On the basis of all the evidence of record, it appears that plaintiff in 1956 suffered a severe injury to his right arm. As a result of this injury his arm is far from normal and, indeed, is probably of little use. There is also evidence of a skull fracture resulting from the 1956 automobile accident, but the medical evidence establishes that plaintiff no longer suffers from the effects of that injury. His primary complaint goes almost entirely to his arm impairments. Certainly, the existence of a severe arm impairment does not per se render plaintiff unable to engage in any substantial gainful activity. Plaintiff may not be able to perform his usual mine work, but he certainly is able to perform other types of work. The evidence of record shows that plaintiff can and has engaged in other work — self-employment. He operated a filling station for one year under a lease. His apparent reason for ceasing to operate the station was financial rather than physical. Had he been able to make a financial “go” of the station, he no doubt would have continued in that business. The evidence does not indicate, nor did plaintiff state in his present application, that his stomach or pancreas troubles were the cause of his being allegedly unable to engage in any substantial gainful activity. In fact, there is absolutely no evidence of record concerning these difficulties until after the expiration of the effective period of the instant application.

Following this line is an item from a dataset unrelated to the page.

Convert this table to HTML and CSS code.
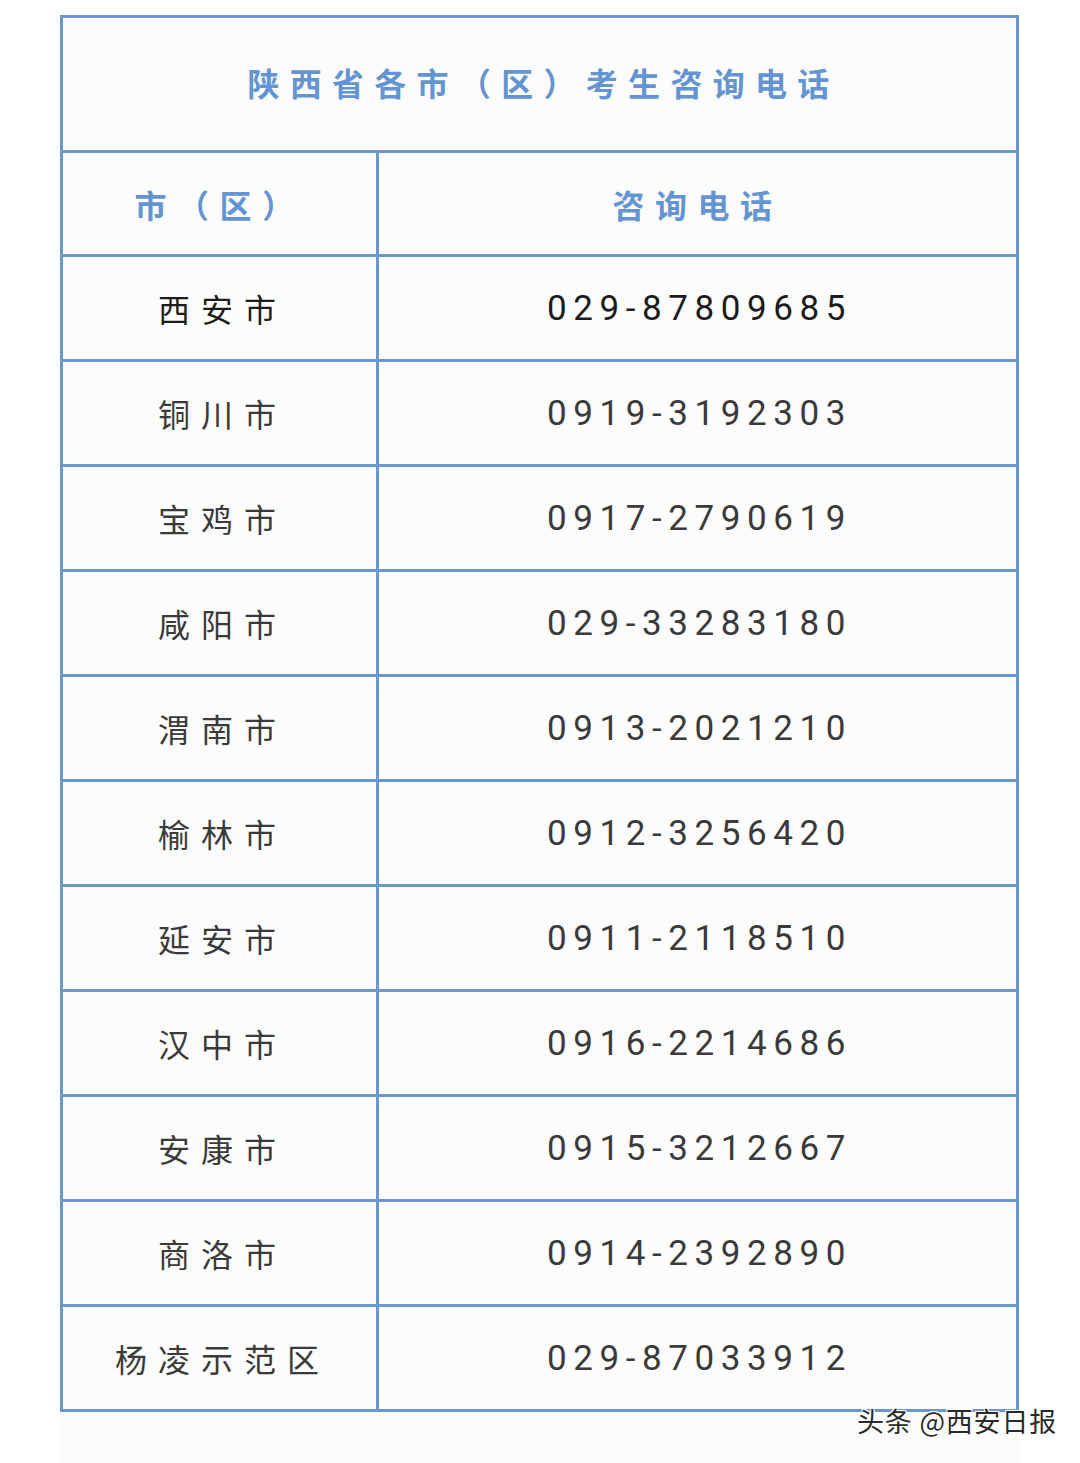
FILE: index.html
```html
<!DOCTYPE html>
<html lang="zh-CN">
<head>
<meta charset="utf-8">
<title>陕西省各市（区）考生咨询电话</title>
<link rel="stylesheet" href="styles.css">
</head>
<body>
<div class="page">
  <div class="sheet">
    <div class="table">
      <div class="title">陕西省各市（区）考生咨询电话</div>
      <div class="row head">
        <div class="cell city">市（区）</div>
        <div class="cell phone">咨询电话</div>
      </div>
      <div class="row first">
        <div class="cell city">西安市</div>
        <div class="cell phone">029-87809685</div>
      </div>
      <div class="row">
        <div class="cell city">铜川市</div>
        <div class="cell phone">0919-3192303</div>
      </div>
      <div class="row">
        <div class="cell city">宝鸡市</div>
        <div class="cell phone">0917-2790619</div>
      </div>
      <div class="row">
        <div class="cell city">咸阳市</div>
        <div class="cell phone">029-33283180</div>
      </div>
      <div class="row">
        <div class="cell city">渭南市</div>
        <div class="cell phone">0913-2021210</div>
      </div>
      <div class="row">
        <div class="cell city">榆林市</div>
        <div class="cell phone">0912-3256420</div>
      </div>
      <div class="row">
        <div class="cell city">延安市</div>
        <div class="cell phone">0911-2118510</div>
      </div>
      <div class="row">
        <div class="cell city">汉中市</div>
        <div class="cell phone">0916-2214686</div>
      </div>
      <div class="row">
        <div class="cell city">安康市</div>
        <div class="cell phone">0915-3212667</div>
      </div>
      <div class="row">
        <div class="cell city">商洛市</div>
        <div class="cell phone">0914-2392890</div>
      </div>
      <div class="row">
        <div class="cell city">杨凌示范区</div>
        <div class="cell phone">029-87033912</div>
      </div>
    </div>
  </div>
  <div class="watermark">头条 @西安日报</div>
</div>
</body>
</html>
```

FILE: styles.css
```css
html, body {
  margin: 0;
  padding: 0;
  background: #ffffff;
}

.page {
  position: relative;
  width: 1080px;
  height: 1463px;
  overflow: hidden;
  font-family: Roboto, "Noto Sans CJK SC", sans-serif;
}

.sheet {
  margin-left: 60px;
  width: 959px;
  height: 1463px;
  padding-top: 15px;
  box-sizing: border-box;
  background: linear-gradient(#ffffff 0, #ffffff 15px, #fbfbfb 15px);
}

.table {
  border: 3px solid #6c97ca;
  background: #fcfcfc;
  display: flex;
  flex-direction: column;
}

.title {
  height: 132px;
  box-sizing: border-box;
  padding-bottom: 4px;
  display: flex;
  align-items: center;
  justify-content: center;
  font-family: "Noto Sans CJK SC", sans-serif;
  font-size: 32px;
  font-weight: 700;
  letter-spacing: 10.3px;
  padding-left: 8px;
  color: #6494d2;
}

.row {
  display: grid;
  grid-template-columns: 316px 1fr;
  height: 102px;
  border-top: 3px solid #6c97ca;
}

.row.head {
  height: 101px;
}

.cell {
  display: flex;
  align-items: center;
  justify-content: center;
}

.cell.city {
  border-right: 3px solid #6c97ca;
  font-family: "Noto Sans CJK SC", sans-serif;
  font-size: 32px;
  letter-spacing: 11px;
  padding-left: 6px;
  color: #3a3a3a;
}

.cell.phone {
  font-family: Roboto, "Noto Sans CJK SC", sans-serif;
  font-size: 35px;
  letter-spacing: 6.6px;
  padding-left: 4px;
  color: #3a3a3a;
}

.row.head .cell {
  font-family: "Noto Sans CJK SC", sans-serif;
  font-size: 32px;
  font-weight: 700;
  letter-spacing: 10.5px;
  color: #6494d2;
}

.row.head .cell.city {
  padding-left: 0;
}

.row.head .cell.phone {
  padding-left: 0;
}

.row.first .cell {
  color: #1c1c1c;
}

.watermark {
  position: absolute;
  left: 857px;
  top: 1404px;
  font-family: "Noto Sans CJK SC", sans-serif;
  font-size: 27px;
  letter-spacing: 0.8px;
  line-height: 34px;
  color: #2a2a2a;
  white-space: nowrap;
  text-shadow: 1px 1px 0 #ffffff, -1px -1px 0 #ffffff, 1px -1px 0 #ffffff, -1px 1px 0 #ffffff;
}
```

The statements of several doctors that plaintiff was unable to work (which clearly are not binding on the hearing examiner, the Appeals Council, or this court) have been considered by this court in arriving at its decision, as well as all other evidence of record, both objective and subjective. On the basis of this evidence it is now found that there is substantial evidence to support the Secretary’s decision that plaintiff has not established that he has impairments, either singly or in combination, of such severity as to preclude him from engaging in any substantial gainful activity at any time for which his application of June 29, 1961, was effective. Substantial evidence also supports the Secretary’s final decision that plaintiff is not entitled to disability insurance benefits or to a period of disability under the applicable sections of the Act, as amended. Plaintiff’s motion for summary judgment is denied, and defendant’s motion for summary judgment is granted.
. Plaintiff bad previously filed an application for a period of disability on April 3, 1957, alleging that he became unable to work in April, 1956. This application was initially denied by the Bureau of -Old-Age and Survivors Insurance, but be did not pursue his administrative rights with respect thereto by requesting reconsideration of that determination. Accordingly, that application is not before this court for review.